WHAT IS REQUIRED –
Repeat all the records exactly, omitting pictures.

(Entries with page source code)
## start
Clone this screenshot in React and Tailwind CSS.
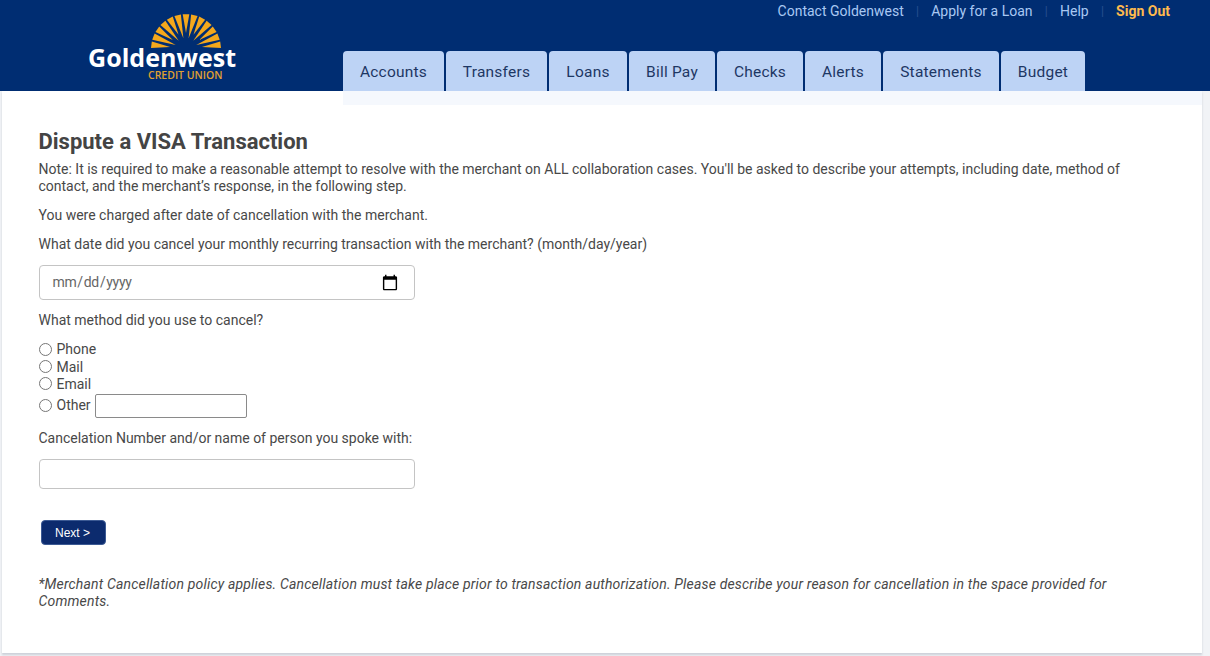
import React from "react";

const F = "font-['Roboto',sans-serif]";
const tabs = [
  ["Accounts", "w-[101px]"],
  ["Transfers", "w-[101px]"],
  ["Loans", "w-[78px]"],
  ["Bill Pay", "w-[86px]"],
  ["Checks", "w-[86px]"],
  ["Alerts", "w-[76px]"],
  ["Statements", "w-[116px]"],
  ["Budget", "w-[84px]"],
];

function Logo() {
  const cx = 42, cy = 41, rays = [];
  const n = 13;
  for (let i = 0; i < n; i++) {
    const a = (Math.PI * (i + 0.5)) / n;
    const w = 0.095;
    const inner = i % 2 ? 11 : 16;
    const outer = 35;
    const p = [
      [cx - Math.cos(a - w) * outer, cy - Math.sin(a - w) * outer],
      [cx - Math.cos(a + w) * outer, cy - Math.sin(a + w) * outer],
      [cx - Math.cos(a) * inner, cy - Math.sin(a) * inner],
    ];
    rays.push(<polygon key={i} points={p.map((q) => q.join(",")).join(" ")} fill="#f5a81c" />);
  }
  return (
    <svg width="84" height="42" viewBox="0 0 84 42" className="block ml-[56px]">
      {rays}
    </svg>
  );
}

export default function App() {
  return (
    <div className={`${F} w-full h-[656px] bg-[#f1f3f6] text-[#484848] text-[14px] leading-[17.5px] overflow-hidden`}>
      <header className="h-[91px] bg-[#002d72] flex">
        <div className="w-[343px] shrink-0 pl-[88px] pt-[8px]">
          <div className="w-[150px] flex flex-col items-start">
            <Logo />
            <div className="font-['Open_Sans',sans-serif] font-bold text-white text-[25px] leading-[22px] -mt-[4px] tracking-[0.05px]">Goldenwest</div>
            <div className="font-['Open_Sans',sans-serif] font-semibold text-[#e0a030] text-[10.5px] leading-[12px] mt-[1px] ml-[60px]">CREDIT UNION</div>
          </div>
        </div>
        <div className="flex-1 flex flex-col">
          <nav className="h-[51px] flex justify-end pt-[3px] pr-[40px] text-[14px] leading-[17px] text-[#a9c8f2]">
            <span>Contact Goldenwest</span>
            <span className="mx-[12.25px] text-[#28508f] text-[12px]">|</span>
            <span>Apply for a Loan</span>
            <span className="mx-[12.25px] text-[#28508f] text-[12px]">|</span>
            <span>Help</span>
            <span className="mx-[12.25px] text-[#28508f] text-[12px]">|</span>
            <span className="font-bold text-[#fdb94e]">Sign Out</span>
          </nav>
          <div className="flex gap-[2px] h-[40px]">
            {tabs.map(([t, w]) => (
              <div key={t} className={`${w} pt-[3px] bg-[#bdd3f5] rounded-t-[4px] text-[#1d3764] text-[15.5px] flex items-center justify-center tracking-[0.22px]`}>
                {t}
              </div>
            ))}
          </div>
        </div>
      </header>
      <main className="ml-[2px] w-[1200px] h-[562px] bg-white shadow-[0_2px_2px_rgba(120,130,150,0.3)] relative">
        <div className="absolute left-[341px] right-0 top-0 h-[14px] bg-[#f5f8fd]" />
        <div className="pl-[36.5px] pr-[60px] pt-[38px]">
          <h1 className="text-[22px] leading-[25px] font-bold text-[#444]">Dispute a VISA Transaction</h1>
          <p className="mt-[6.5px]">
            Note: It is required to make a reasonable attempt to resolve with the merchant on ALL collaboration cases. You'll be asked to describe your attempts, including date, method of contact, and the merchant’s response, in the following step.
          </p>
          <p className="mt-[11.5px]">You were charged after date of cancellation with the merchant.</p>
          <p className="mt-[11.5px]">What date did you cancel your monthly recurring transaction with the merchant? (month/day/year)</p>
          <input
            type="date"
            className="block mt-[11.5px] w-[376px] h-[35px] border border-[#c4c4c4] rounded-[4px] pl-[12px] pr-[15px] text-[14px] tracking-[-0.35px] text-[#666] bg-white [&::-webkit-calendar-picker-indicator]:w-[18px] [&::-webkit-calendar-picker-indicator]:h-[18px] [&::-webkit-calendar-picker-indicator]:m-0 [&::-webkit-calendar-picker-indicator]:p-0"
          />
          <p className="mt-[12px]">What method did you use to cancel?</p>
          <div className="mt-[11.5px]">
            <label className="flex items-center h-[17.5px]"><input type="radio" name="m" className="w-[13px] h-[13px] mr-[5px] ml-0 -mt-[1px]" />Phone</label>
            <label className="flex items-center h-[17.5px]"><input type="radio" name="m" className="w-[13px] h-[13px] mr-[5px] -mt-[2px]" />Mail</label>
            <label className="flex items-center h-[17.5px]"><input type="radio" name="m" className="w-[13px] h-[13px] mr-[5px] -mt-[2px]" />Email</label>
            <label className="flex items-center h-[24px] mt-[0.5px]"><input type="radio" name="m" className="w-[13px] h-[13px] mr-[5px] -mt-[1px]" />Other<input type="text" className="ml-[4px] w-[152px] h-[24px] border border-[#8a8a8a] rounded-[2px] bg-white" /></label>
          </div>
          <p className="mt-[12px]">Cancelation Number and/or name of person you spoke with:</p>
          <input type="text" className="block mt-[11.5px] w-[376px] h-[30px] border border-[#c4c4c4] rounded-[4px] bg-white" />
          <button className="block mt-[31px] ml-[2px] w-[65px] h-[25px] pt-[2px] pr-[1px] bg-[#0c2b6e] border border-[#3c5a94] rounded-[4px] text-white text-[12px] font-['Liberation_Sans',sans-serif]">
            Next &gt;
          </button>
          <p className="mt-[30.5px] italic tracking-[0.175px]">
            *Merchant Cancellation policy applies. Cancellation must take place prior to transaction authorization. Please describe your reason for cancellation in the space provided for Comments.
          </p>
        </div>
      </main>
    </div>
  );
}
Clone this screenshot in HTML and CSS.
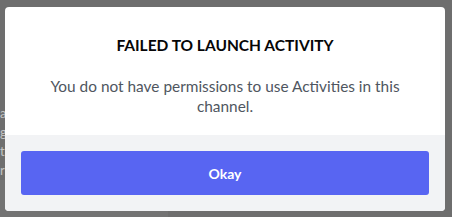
## end
OUTPUT FOR THIS TASK –
Clone this screenshot in React and Tailwind CSS.
import React from "react";

const F = "font-['Roboto',sans-serif]";
const tabs = [
  ["Accounts", "w-[101px]"],
  ["Transfers", "w-[101px]"],
  ["Loans", "w-[78px]"],
  ["Bill Pay", "w-[86px]"],
  ["Checks", "w-[86px]"],
  ["Alerts", "w-[76px]"],
  ["Statements", "w-[116px]"],
  ["Budget", "w-[84px]"],
];

function Logo() {
  const cx = 42, cy = 41, rays = [];
  const n = 13;
  for (let i = 0; i < n; i++) {
    const a = (Math.PI * (i + 0.5)) / n;
    const w = 0.095;
    const inner = i % 2 ? 11 : 16;
    const outer = 35;
    const p = [
      [cx - Math.cos(a - w) * outer, cy - Math.sin(a - w) * outer],
      [cx - Math.cos(a + w) * outer, cy - Math.sin(a + w) * outer],
      [cx - Math.cos(a) * inner, cy - Math.sin(a) * inner],
    ];
    rays.push(<polygon key={i} points={p.map((q) => q.join(",")).join(" ")} fill="#f5a81c" />);
  }
  return (
    <svg width="84" height="42" viewBox="0 0 84 42" className="block ml-[56px]">
      {rays}
    </svg>
  );
}

export default function App() {
  return (
    <div className={`${F} w-full h-[656px] bg-[#f1f3f6] text-[#484848] text-[14px] leading-[17.5px] overflow-hidden`}>
      <header className="h-[91px] bg-[#002d72] flex">
        <div className="w-[343px] shrink-0 pl-[88px] pt-[8px]">
          <div className="w-[150px] flex flex-col items-start">
            <Logo />
            <div className="font-['Open_Sans',sans-serif] font-bold text-white text-[25px] leading-[22px] -mt-[4px] tracking-[0.05px]">Goldenwest</div>
            <div className="font-['Open_Sans',sans-serif] font-semibold text-[#e0a030] text-[10.5px] leading-[12px] mt-[1px] ml-[60px]">CREDIT UNION</div>
          </div>
        </div>
        <div className="flex-1 flex flex-col">
          <nav className="h-[51px] flex justify-end pt-[3px] pr-[40px] text-[14px] leading-[17px] text-[#a9c8f2]">
            <span>Contact Goldenwest</span>
            <span className="mx-[12.25px] text-[#28508f] text-[12px]">|</span>
            <span>Apply for a Loan</span>
            <span className="mx-[12.25px] text-[#28508f] text-[12px]">|</span>
            <span>Help</span>
            <span className="mx-[12.25px] text-[#28508f] text-[12px]">|</span>
            <span className="font-bold text-[#fdb94e]">Sign Out</span>
          </nav>
          <div className="flex gap-[2px] h-[40px]">
            {tabs.map(([t, w]) => (
              <div key={t} className={`${w} pt-[3px] bg-[#bdd3f5] rounded-t-[4px] text-[#1d3764] text-[15.5px] flex items-center justify-center tracking-[0.22px]`}>
                {t}
              </div>
            ))}
          </div>
        </div>
      </header>
      <main className="ml-[2px] w-[1200px] h-[562px] bg-white shadow-[0_2px_2px_rgba(120,130,150,0.3)] relative">
        <div className="absolute left-[341px] right-0 top-0 h-[14px] bg-[#f5f8fd]" />
        <div className="pl-[36.5px] pr-[60px] pt-[38px]">
          <h1 className="text-[22px] leading-[25px] font-bold text-[#444]">Dispute a VISA Transaction</h1>
          <p className="mt-[6.5px]">
            Note: It is required to make a reasonable attempt to resolve with the merchant on ALL collaboration cases. You'll be asked to describe your attempts, including date, method of contact, and the merchant’s response, in the following step.
          </p>
          <p className="mt-[11.5px]">You were charged after date of cancellation with the merchant.</p>
          <p className="mt-[11.5px]">What date did you cancel your monthly recurring transaction with the merchant? (month/day/year)</p>
          <input
            type="date"
            className="block mt-[11.5px] w-[376px] h-[35px] border border-[#c4c4c4] rounded-[4px] pl-[12px] pr-[15px] text-[14px] tracking-[-0.35px] text-[#666] bg-white [&::-webkit-calendar-picker-indicator]:w-[18px] [&::-webkit-calendar-picker-indicator]:h-[18px] [&::-webkit-calendar-picker-indicator]:m-0 [&::-webkit-calendar-picker-indicator]:p-0"
          />
          <p className="mt-[12px]">What method did you use to cancel?</p>
          <div className="mt-[11.5px]">
            <label className="flex items-center h-[17.5px]"><input type="radio" name="m" className="w-[13px] h-[13px] mr-[5px] ml-0 -mt-[1px]" />Phone</label>
            <label className="flex items-center h-[17.5px]"><input type="radio" name="m" className="w-[13px] h-[13px] mr-[5px] -mt-[2px]" />Mail</label>
            <label className="flex items-center h-[17.5px]"><input type="radio" name="m" className="w-[13px] h-[13px] mr-[5px] -mt-[2px]" />Email</label>
            <label className="flex items-center h-[24px] mt-[0.5px]"><input type="radio" name="m" className="w-[13px] h-[13px] mr-[5px] -mt-[1px]" />Other<input type="text" className="ml-[4px] w-[152px] h-[24px] border border-[#8a8a8a] rounded-[2px] bg-white" /></label>
          </div>
          <p className="mt-[12px]">Cancelation Number and/or name of person you spoke with:</p>
          <input type="text" className="block mt-[11.5px] w-[376px] h-[30px] border border-[#c4c4c4] rounded-[4px] bg-white" />
          <button className="block mt-[31px] ml-[2px] w-[65px] h-[25px] pt-[2px] pr-[1px] bg-[#0c2b6e] border border-[#3c5a94] rounded-[4px] text-white text-[12px] font-['Liberation_Sans',sans-serif]">
            Next &gt;
          </button>
          <p className="mt-[30.5px] italic tracking-[0.175px]">
            *Merchant Cancellation policy applies. Cancellation must take place prior to transaction authorization. Please describe your reason for cancellation in the space provided for Comments.
          </p>
        </div>
      </main>
    </div>
  );
}
Clone this screenshot in HTML and CSS.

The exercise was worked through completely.